▶ **What you should do**
What follows is a set of entries. Give them again exactly, without the pictures.

[Pages as source code]
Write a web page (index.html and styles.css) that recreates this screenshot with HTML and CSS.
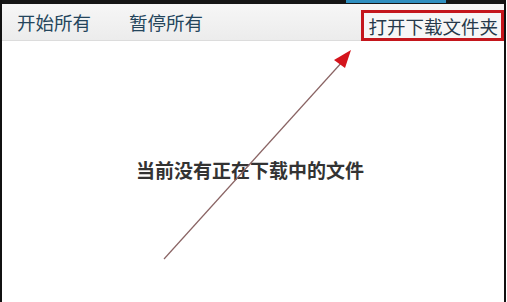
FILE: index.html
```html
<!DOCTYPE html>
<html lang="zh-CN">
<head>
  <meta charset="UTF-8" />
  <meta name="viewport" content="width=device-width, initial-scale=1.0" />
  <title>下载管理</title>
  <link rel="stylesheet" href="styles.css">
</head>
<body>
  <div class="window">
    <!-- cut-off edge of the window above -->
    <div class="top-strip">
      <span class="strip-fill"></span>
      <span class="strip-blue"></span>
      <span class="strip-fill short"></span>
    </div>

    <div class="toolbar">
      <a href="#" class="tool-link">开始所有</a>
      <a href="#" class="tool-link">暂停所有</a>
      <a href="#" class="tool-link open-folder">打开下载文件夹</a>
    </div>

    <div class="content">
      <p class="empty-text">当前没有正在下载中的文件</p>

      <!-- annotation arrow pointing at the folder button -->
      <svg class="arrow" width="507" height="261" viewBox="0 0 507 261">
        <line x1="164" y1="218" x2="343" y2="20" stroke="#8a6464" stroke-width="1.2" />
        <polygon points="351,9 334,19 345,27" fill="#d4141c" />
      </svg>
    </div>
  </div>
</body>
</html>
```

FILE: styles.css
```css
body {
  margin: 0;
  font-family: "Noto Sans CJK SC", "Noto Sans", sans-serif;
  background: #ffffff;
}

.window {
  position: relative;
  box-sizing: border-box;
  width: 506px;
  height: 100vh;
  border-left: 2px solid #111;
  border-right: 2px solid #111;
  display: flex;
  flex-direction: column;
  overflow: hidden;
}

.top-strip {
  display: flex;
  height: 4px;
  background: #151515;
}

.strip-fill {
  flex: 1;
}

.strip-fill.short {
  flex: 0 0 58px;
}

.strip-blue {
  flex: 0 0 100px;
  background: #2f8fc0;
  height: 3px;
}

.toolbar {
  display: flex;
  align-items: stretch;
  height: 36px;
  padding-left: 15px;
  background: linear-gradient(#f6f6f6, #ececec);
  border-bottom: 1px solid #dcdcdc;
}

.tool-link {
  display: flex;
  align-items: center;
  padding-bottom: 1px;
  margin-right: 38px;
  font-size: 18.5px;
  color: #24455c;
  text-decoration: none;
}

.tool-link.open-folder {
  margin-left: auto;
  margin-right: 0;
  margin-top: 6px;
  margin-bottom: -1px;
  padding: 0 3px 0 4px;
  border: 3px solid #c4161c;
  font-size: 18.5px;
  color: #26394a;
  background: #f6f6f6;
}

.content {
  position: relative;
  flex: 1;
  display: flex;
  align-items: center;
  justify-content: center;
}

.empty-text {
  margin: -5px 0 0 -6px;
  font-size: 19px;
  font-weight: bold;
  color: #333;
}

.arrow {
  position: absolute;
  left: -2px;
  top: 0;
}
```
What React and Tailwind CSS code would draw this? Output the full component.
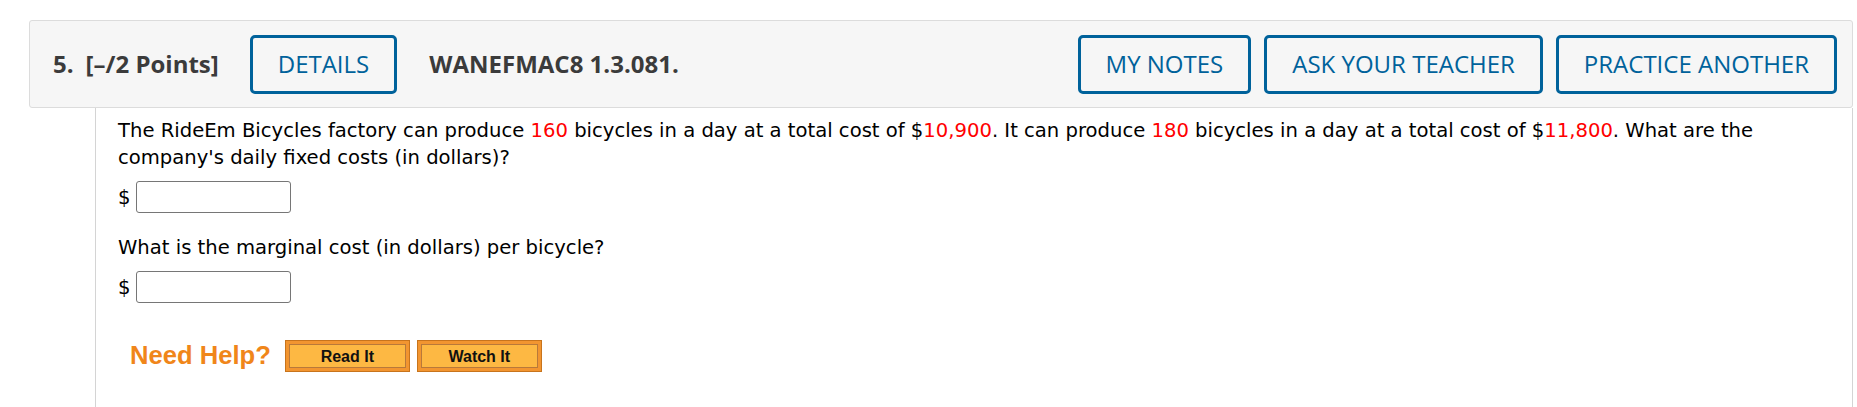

▶ **Written reply**
Write a web page (index.html and styles.css) that recreates this screenshot with HTML and CSS.
FILE: index.html
```html
<!DOCTYPE html>
<html lang="zh-CN">
<head>
  <meta charset="UTF-8" />
  <meta name="viewport" content="width=device-width, initial-scale=1.0" />
  <title>下载管理</title>
  <link rel="stylesheet" href="styles.css">
</head>
<body>
  <div class="window">
    <!-- cut-off edge of the window above -->
    <div class="top-strip">
      <span class="strip-fill"></span>
      <span class="strip-blue"></span>
      <span class="strip-fill short"></span>
    </div>

    <div class="toolbar">
      <a href="#" class="tool-link">开始所有</a>
      <a href="#" class="tool-link">暂停所有</a>
      <a href="#" class="tool-link open-folder">打开下载文件夹</a>
    </div>

    <div class="content">
      <p class="empty-text">当前没有正在下载中的文件</p>

      <!-- annotation arrow pointing at the folder button -->
      <svg class="arrow" width="507" height="261" viewBox="0 0 507 261">
        <line x1="164" y1="218" x2="343" y2="20" stroke="#8a6464" stroke-width="1.2" />
        <polygon points="351,9 334,19 345,27" fill="#d4141c" />
      </svg>
    </div>
  </div>
</body>
</html>
```

FILE: styles.css
```css
body {
  margin: 0;
  font-family: "Noto Sans CJK SC", "Noto Sans", sans-serif;
  background: #ffffff;
}

.window {
  position: relative;
  box-sizing: border-box;
  width: 506px;
  height: 100vh;
  border-left: 2px solid #111;
  border-right: 2px solid #111;
  display: flex;
  flex-direction: column;
  overflow: hidden;
}

.top-strip {
  display: flex;
  height: 4px;
  background: #151515;
}

.strip-fill {
  flex: 1;
}

.strip-fill.short {
  flex: 0 0 58px;
}

.strip-blue {
  flex: 0 0 100px;
  background: #2f8fc0;
  height: 3px;
}

.toolbar {
  display: flex;
  align-items: stretch;
  height: 36px;
  padding-left: 15px;
  background: linear-gradient(#f6f6f6, #ececec);
  border-bottom: 1px solid #dcdcdc;
}

.tool-link {
  display: flex;
  align-items: center;
  padding-bottom: 1px;
  margin-right: 38px;
  font-size: 18.5px;
  color: #24455c;
  text-decoration: none;
}

.tool-link.open-folder {
  margin-left: auto;
  margin-right: 0;
  margin-top: 6px;
  margin-bottom: -1px;
  padding: 0 3px 0 4px;
  border: 3px solid #c4161c;
  font-size: 18.5px;
  color: #26394a;
  background: #f6f6f6;
}

.content {
  position: relative;
  flex: 1;
  display: flex;
  align-items: center;
  justify-content: center;
}

.empty-text {
  margin: -5px 0 0 -6px;
  font-size: 19px;
  font-weight: bold;
  color: #333;
}

.arrow {
  position: absolute;
  left: -2px;
  top: 0;
}
```
What React and Tailwind CSS code would draw this? Output the full component.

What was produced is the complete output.